▶ JOB:
Pull out every line below that holds the word "styles".

══ SUPPLIED INFORMATION ══

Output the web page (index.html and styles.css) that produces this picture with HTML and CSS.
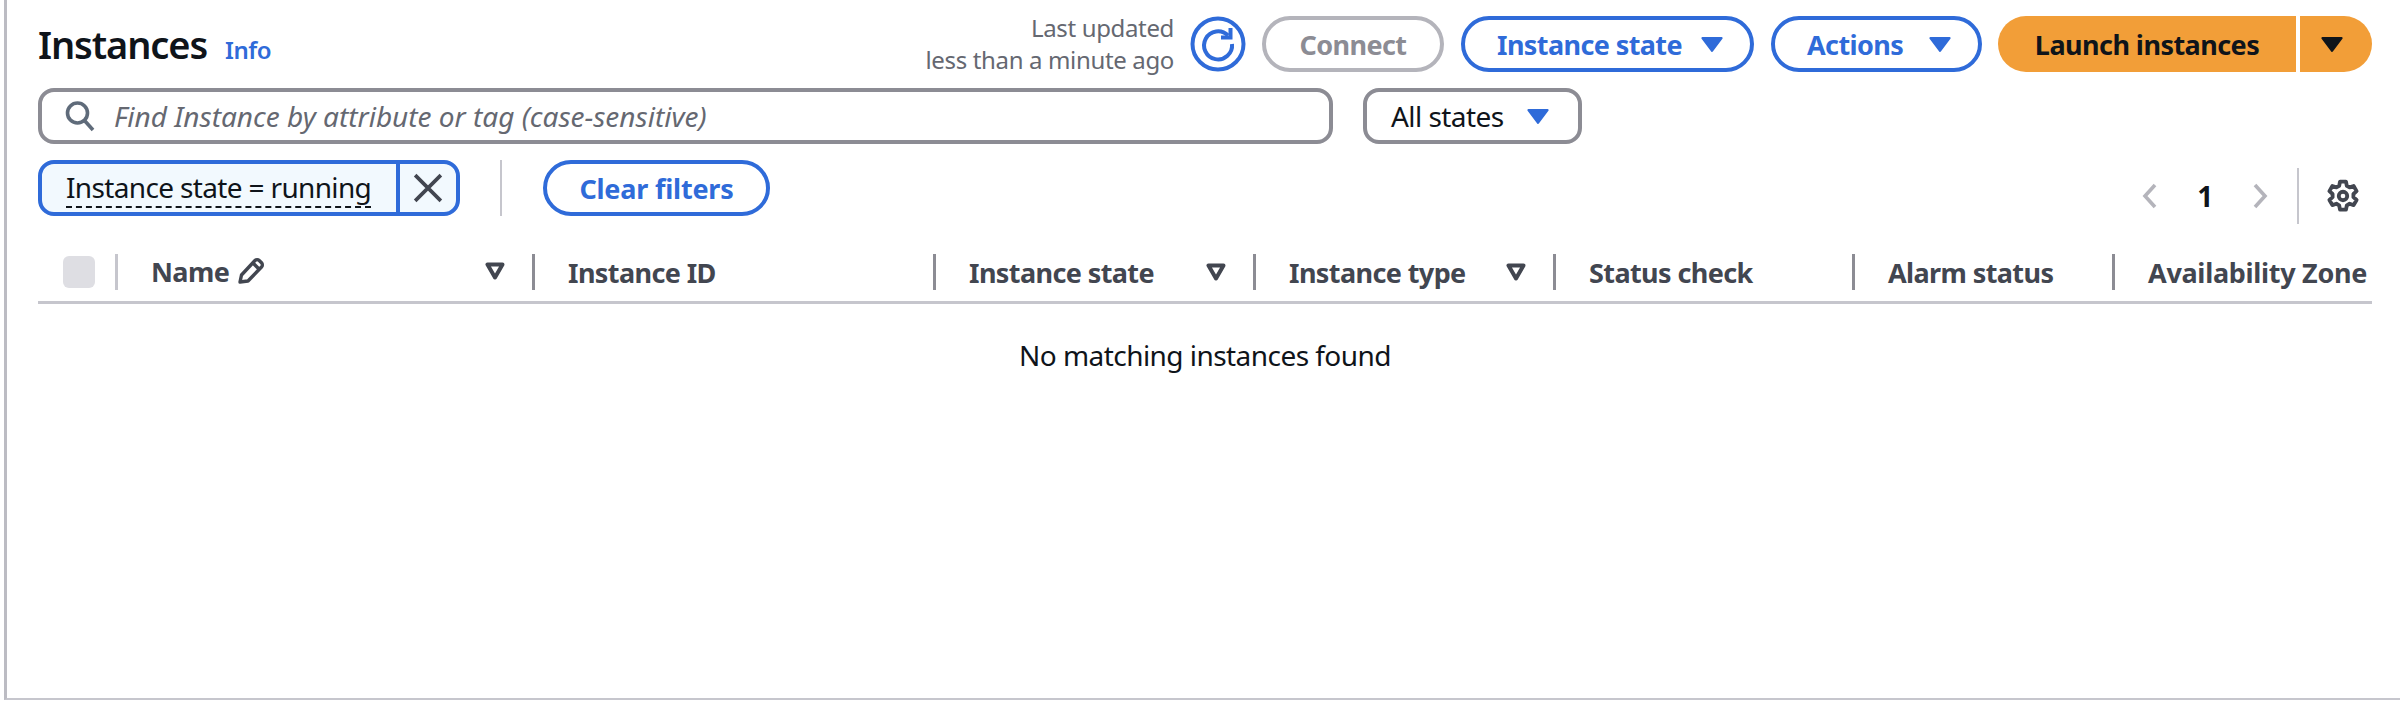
FILE: index.html
```html
<!DOCTYPE html>
<html lang="en">
<head>
  <meta charset="UTF-8">
  <meta name="viewport" content="width=device-width, initial-scale=1.0">
  <title>Instances</title>
  <link rel="stylesheet" href="styles.css">
</head>
<body>
  <div class="frame">
    <div class="top-row">
      <div class="heading">
        <h1>Instances</h1>
        <a class="info" href="#">Info</a>
      </div>
      <div class="actions">
        <p class="updated">Last updated<br>less than a minute ago</p>
        <button class="refresh" aria-label="Refresh">
          <svg viewBox="0 0 56 56" width="56" height="56" fill="none" stroke="#2f6bd9" stroke-width="4">
            <circle cx="28" cy="28" r="25.5"/>
            <path d="M38 19.5A14 14 0 1 0 42 28"/>
            <path d="M40.5 12v9.5H31"/>
          </svg>
        </button>
        <button class="btn btn-disabled btn-connect">Connect</button>
        <button class="btn btn-state">Instance state <svg class="caret" viewBox="0 0 22 16"><path d="M2 2h18l-9 12z"/></svg></button>
        <button class="btn btn-actions">Actions <svg class="caret" viewBox="0 0 22 16"><path d="M2 2h18l-9 12z"/></svg></button>
        <div class="launch">
          <button class="launch-main">Launch instances</button>
          <button class="launch-more" aria-label="More"><svg class="caret" viewBox="0 0 22 16"><path d="M2 2h18l-9 12z"/></svg></button>
        </div>
      </div>
    </div>

    <div class="search-row">
      <div class="search">
        <svg class="search-icon" viewBox="0 0 32 32" fill="none" stroke="#5f6b7a" stroke-width="3.6"><circle cx="13.5" cy="13" r="10"/><path d="M20.5 20.5 29 30"/></svg>
        <span>Find Instance by attribute or tag (case-sensitive)</span>
      </div>
      <div class="state-select"><span>All states</span> <svg class="caret" viewBox="0 0 22 16"><path d="M2 2h18l-9 12z"/></svg></div>
    </div>

    <div class="filter-row">
      <div class="token">
        <span class="token-label"><span>Instance state = running</span></span>
        <button class="token-close" aria-label="Remove">
          <svg viewBox="0 0 28 28" width="30" height="30" fill="none" stroke="#424650" stroke-width="3.4"><path d="M2 2l24 24M26 2 2 26"/></svg>
        </button>
      </div>
      <div class="sep"></div>
      <button class="btn btn-clear">Clear filters</button>
      <div class="pager">
        <svg class="chev" viewBox="0 0 16 26"><path d="M14 2 4 13l10 11"/></svg>
        <span class="page-num">1</span>
        <svg class="chev" viewBox="0 0 16 26"><path d="M2 2l10 11L2 24"/></svg>
        <div class="pager-sep"></div>
        <svg class="gear" viewBox="0 0 16 16" fill="none" stroke="#424650" stroke-width="1.8" stroke-linejoin="round">
          <path d="M6.6 1.2h2.8l.4 2 1.3.75 1.9-.65 1.4 2.4-1.5 1.35v1.5l1.5 1.35-1.4 2.4-1.9-.65-1.3.75-.4 2H6.6l-.4-2-1.3-.75-1.9.65-1.4-2.4 1.5-1.35v-1.5L1.6 5.7 3 3.3l1.9.65 1.3-.75z"/>
          <circle cx="8" cy="8" r="2"/>
        </svg>
      </div>
    </div>

    <div class="table">
      <div class="thead">
        <div class="th th-check"><span class="checkbox"></span></div>
        <div class="th th-name">
          <span>Name</span>
          <svg class="pencil" viewBox="0 0 28 28" fill="none" stroke="#424650" stroke-width="3.4" stroke-linejoin="round"><path d="M3 25l1.5-7L18 3.5a3 3 0 0 1 4.2 0l2.3 2.3a3 3 0 0 1 0 4.2L11 24z"/><path d="M16 6l6.5 6.5"/></svg>
          <svg class="sort" viewBox="0 0 20 18" fill="none" stroke="#424650" stroke-width="4" stroke-linejoin="round"><path d="M2.5 2.5h15L10 15.5z"/></svg>
        </div>
        <div class="th th-id">Instance ID</div>
        <div class="th th-state">
          <span>Instance state</span>
          <svg class="sort" viewBox="0 0 20 18" fill="none" stroke="#424650" stroke-width="4" stroke-linejoin="round"><path d="M2.5 2.5h15L10 15.5z"/></svg>
        </div>
        <div class="th th-type">
          <span>Instance type</span>
          <svg class="sort" viewBox="0 0 20 18" fill="none" stroke="#424650" stroke-width="4" stroke-linejoin="round"><path d="M2.5 2.5h15L10 15.5z"/></svg>
        </div>
        <div class="th th-check2">Status check</div>
        <div class="th th-alarm">Alarm status</div>
        <div class="th th-zone">Availability Zone</div>
      </div>
      <p class="empty">No matching instances found</p>
    </div>
  </div>
</body>
</html>
```

FILE: styles.css
```css
* { box-sizing: border-box; }
body { margin: 0; background: #fff; color: #0f141a; font-family: "Noto Sans", "Open Sans", sans-serif; font-size: 28px; letter-spacing: -0.55px; }
button { font-family: inherit; cursor: pointer; }
.frame { height: 700px; margin-left: 4px; padding: 16px 28px 0 31px; border-left: 3px solid #bcbcc3; border-bottom: 2px solid #c6c6cd; overflow: hidden; }

.top-row { display: flex; justify-content: space-between; height: 56px; }
.heading { display: flex; align-items: baseline; gap: 18px; padding-top: 2px; }
h1 { margin: 0; font-size: 38px; line-height: 52px; font-weight: 600; letter-spacing: -1.1px; }
.info { color: #2f6bd9; font-size: 24px; font-weight: 600; letter-spacing: -0.5px; text-decoration: none; }
.actions { display: flex; align-items: center; }
.updated { margin: 0 16px 0 0; color: #656871; font-size: 24px; line-height: 32px; text-align: right; letter-spacing: -0.35px; }
.refresh { padding: 0; width: 56px; height: 56px; border: none; background: none; margin-right: 16px; }
.refresh svg { display: block; }

.btn { height: 56px; padding: 0 32px; border: 4px solid #2f6bd9; border-radius: 28px; background: #fff; color: #2f6bd9; font-size: 27px; font-weight: 700; letter-spacing: -0.6px; display: inline-flex; align-items: center; white-space: nowrap; }
.btn-disabled { border-color: #b4b4bb; color: #8c8c94; }
.btn-connect { width: 182px; justify-content: center; margin-right: 17px; }
.btn-state { width: 293px; justify-content: space-between; padding-right: 26px; margin-right: 17px; }
.btn-actions { width: 211px; justify-content: space-between; padding-right: 26px; margin-right: 16px; }
.caret { width: 24px; height: 17px; fill: #2f6bd9; stroke: #2f6bd9; stroke-width: 2; stroke-linejoin: round; flex: none; }

.launch { display: flex; gap: 4px; }
.launch button { height: 56px; border: none; background: #f29e38; color: #0f141a; font-size: 27px; font-weight: 700; letter-spacing: -0.55px; padding: 0; }
.launch-main { width: 298px; border-radius: 28px 0 0 28px; }
.launch-more { width: 72px; border-radius: 0 28px 28px 0; display: flex; align-items: center; justify-content: center; }
.launch-more .caret { fill: #0f141a; stroke: #0f141a; margin-right: 8px; }

.search-row { display: flex; gap: 30px; margin-top: 16px; }
.search { width: 1295px; height: 56px; display: flex; align-items: center; gap: 18px; padding-left: 22px; border: 4px solid #8c8c94; border-radius: 16px; color: #656871; font-style: italic; letter-spacing: 0; }
.search-icon { width: 32px; height: 32px; flex: none; }
.state-select { width: 219px; height: 56px; display: flex; align-items: center; justify-content: space-between; padding: 0 28px 0 24px; border: 4px solid #8c8c94; border-radius: 16px; }

.filter-row { display: flex; align-items: flex-start; margin-top: 16px; height: 64px; }
.token { display: flex; width: 422px; height: 56px; border: 4px solid #2f6bd9; border-radius: 16px; background: #f2f9fe; }
.token-label { flex: none; width: 358px; padding-left: 24px; border-right: 4px solid #2f6bd9; line-height: 46px; white-space: nowrap; letter-spacing: -0.65px; }
.token-label span { border-bottom: 2px dashed #0f141a; display: inline-block; line-height: 38px; }
.token-close { flex: 1; padding: 0; border: none; background: none; display: flex; align-items: center; justify-content: center; }
.sep { width: 2px; height: 56px; margin: 0 41px 0 40px; background: #c6c6cd; }
.btn-clear { width: 227px; justify-content: center; letter-spacing: -0.2px; }

.pager { margin-left: auto; margin-top: 8px; height: 56px; display: flex; align-items: center; margin-right: 12px; }
.chev { width: 16px; height: 26px; fill: none; stroke: #b4b4bb; stroke-width: 3.6; }
.page-num { width: 96px; text-align: center; font-weight: 700; }
.pager-sep { width: 2px; height: 56px; background: #c6c6cd; margin: 0 28px; }
.gear { width: 34px; height: 34px; margin-left: -1px; }

.table { margin-top: 30px; }
.thead { display: grid; grid-template-columns: 80px 417px 401px 320px 300px 299px 260px 257px; height: 50px; border-bottom: 3px solid #c6c6cd; color: #424650; font-size: 27px; font-weight: 700; letter-spacing: -0.6px; overflow: hidden; }
.th { height: 36px; padding-left: 33px; border-right: 3px solid #8c8c94; display: flex; align-items: center; white-space: nowrap; }
.th-check { padding-left: 25px; border-right-color: #c6c6cd; }
.th-name { padding-bottom: 2px; }
.th-zone { border-right: none; letter-spacing: -0.3px; }
.checkbox { width: 32px; height: 32px; border-radius: 6px; background: #dedee3; }
.pencil { width: 28px; height: 28px; margin-left: 8px; }
.sort { width: 20px; height: 18px; margin-left: auto; margin-right: 27px; flex: none; }
.empty { margin: 31px 0 0; text-align: center; line-height: 40px; }
```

═══

▶ FINISHED TASK:
Output the web page (index.html and styles.css) that produces this picture with HTML and CSS.
  <link rel="stylesheet" href="styles.css">
FILE: styles.css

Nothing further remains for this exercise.